With the two giants parting ways, it significantly changes the legacy of their partnership, Daredevil is one of the greatest comic book adaptions across any medium, Jessica Jones and Luke Cage each had strong character moments. Even Punisher and Iron Fist had well written dynamics. Now, instead of watching these shows unfold and come to a natural conclusion, we are left pondering what could have been.
Marvel on Netflix has elements that are simply the epitome of comic book television. While there are some seasons that didn’t have the magic of others dude to a bloated approach, their ultimate legacy is a great one. The highs, Daredevil S1 &3, Jessica Jones S1, the first half of Luke Cage S1 and all of S2, & Punisher were multi-layered, character-driven affairs that transcended the medium. Their lows, The Defenders, second half of Luke Cage S1, Jessica Jones S2, Iron Fist) lack cohesion and purpose of the others. All of the teased MCU connectivity never came to fruition and aside from a handful of throwaway mentions like “the incident” or “the green guy.” There was no real connection to the MCU at the end of the day which didn’t fulfill the promise the shows made at the beginning.
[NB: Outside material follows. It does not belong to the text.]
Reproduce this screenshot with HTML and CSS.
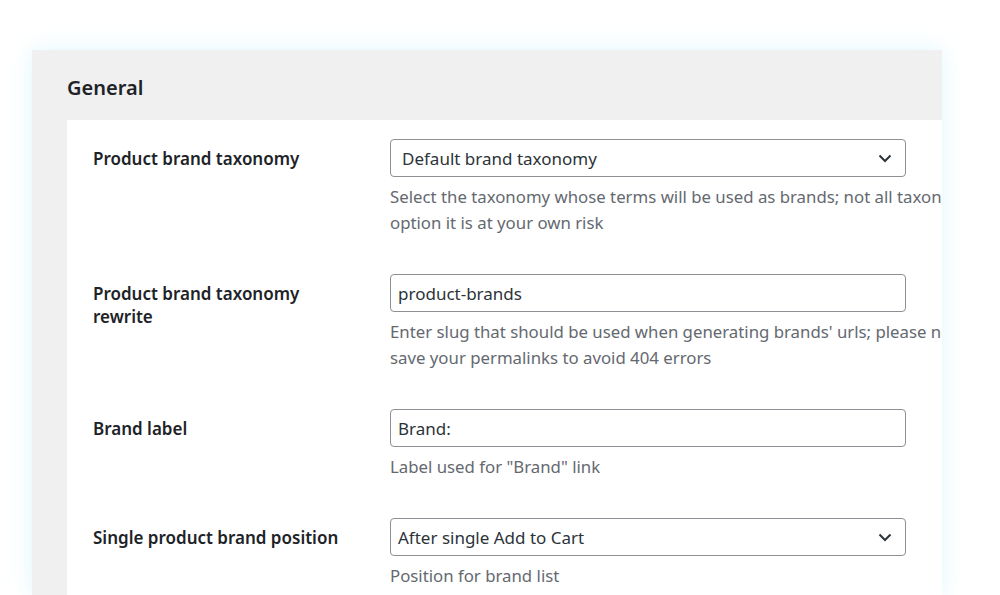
FILE: index.html
```html
<!DOCTYPE html>
<html lang="en">
<head>
<meta charset="utf-8">
<title>General settings</title>
<link rel="stylesheet" href="styles.css">
</head>
<body>
<div class="card">
  <h2 class="card-title">General</h2>
  <div class="panel">
    <div class="row">
      <div class="label">Product brand taxonomy</div>
      <div class="field">
        <div class="control select select-wide">
          <span>Default brand taxonomy</span>
          <svg class="chev" width="14" height="9" viewBox="0 0 14 9"><path d="M1.5 1.5 L7 7 L12.5 1.5" fill="none" stroke="#2c3338" stroke-width="2"/></svg>
        </div>
        <p class="desc">Select the taxonomy whose terms will be used as brands; not all taxonomies may be suitable, so if you choose to use a different<br>option it is at your own risk</p>
      </div>
    </div>
    <div class="row">
      <div class="label">Product brand taxonomy rewrite</div>
      <div class="field">
        <div class="control input">product-brands</div>
        <p class="desc">Enter slug that should be used when generating brands' urls; please note that after changing this value you'll need to<br>save your permalinks to avoid 404 errors</p>
      </div>
    </div>
    <div class="row">
      <div class="label">Brand label</div>
      <div class="field">
        <div class="control input">Brand:</div>
        <p class="desc">Label used for "Brand" link</p>
      </div>
    </div>
    <div class="row">
      <div class="label">Single product brand position</div>
      <div class="field">
        <div class="control select">
          <span>After single Add to Cart</span>
          <svg class="chev" width="14" height="9" viewBox="0 0 14 9"><path d="M1.5 1.5 L7 7 L12.5 1.5" fill="none" stroke="#2c3338" stroke-width="2"/></svg>
        </div>
        <p class="desc">Position for brand list</p>
      </div>
    </div>
  </div>
</div>
</body>
</html>
```

FILE: styles.css
```css
html, body {
  margin: 0;
  padding: 0;
  background: #ffffff;
  height: 595px;
  overflow: hidden;
}
body {
  font-family: "Noto Sans", "Open Sans", sans-serif;
  color: #1d2327;
}
.card {
  margin: 50px 0 0 32px;
  width: 910px;
  height: 545px;
  background: #f0f0f0;
  box-shadow: 0 0 22px rgba(120, 220, 240, 0.22);
  overflow: hidden;
  padding-left: 35px;
  box-sizing: border-box;
}
.card-title {
  margin: 0;
  height: 70px;
  line-height: 76px;
  font-size: 20px;
  font-weight: 600;
  color: #1d2327;
}
.panel {
  background: #ffffff;
  width: 1000px;
  padding: 19px 0 0 26px;
  box-sizing: border-box;
  min-height: 475px;
}
.row {
  display: grid;
  grid-template-columns: 250px 1fr;
  column-gap: 47px;
  margin-bottom: 38px;
}
.label {
  padding-top: 8px;
  font-size: 17px;
  font-weight: 600;
  line-height: 23px;
  color: #1d2327;
}
.field {
  min-width: 0;
}
.control {
  width: 516px;
  height: 38px;
  box-sizing: border-box;
  border: 1px solid #8c8f94;
  border-radius: 4px;
  background: #fff;
  display: flex;
  align-items: center;
  padding: 0 8px 0 7px;
  font-size: 17px;
  color: #2c3338;
}
.select {
  justify-content: space-between;
  padding-right: 13px;
}
.select-wide {
  padding-left: 11px;
}
.chev {
  display: block;
}
.desc {
  margin: 7px 0 0;
  font-size: 16.8px;
  line-height: 26px;
  color: #646970;
  white-space: nowrap;
}
```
Despite that, there is still a lot to look forward to as fans. Disney’s new streaming service, Disney +, promises to bring a multitude of Marvel characters to the small screen. With the Netflix/Marvel partnership coming to close soon, there seems to be a shift in Marvel television on the way. There are still a couple of shows left, mainly Jessica Jones season 3 and Punisher season 2. Looking back, it was great to experience these street level Marvel heroes for the last few years. While one chapter of their story has ended, it is not out of the question that these characters and stories will make a return on Disney + one day. Hopefully, the book has not fully closed with any of them as the Marvel Cinematic Universe continues to expand.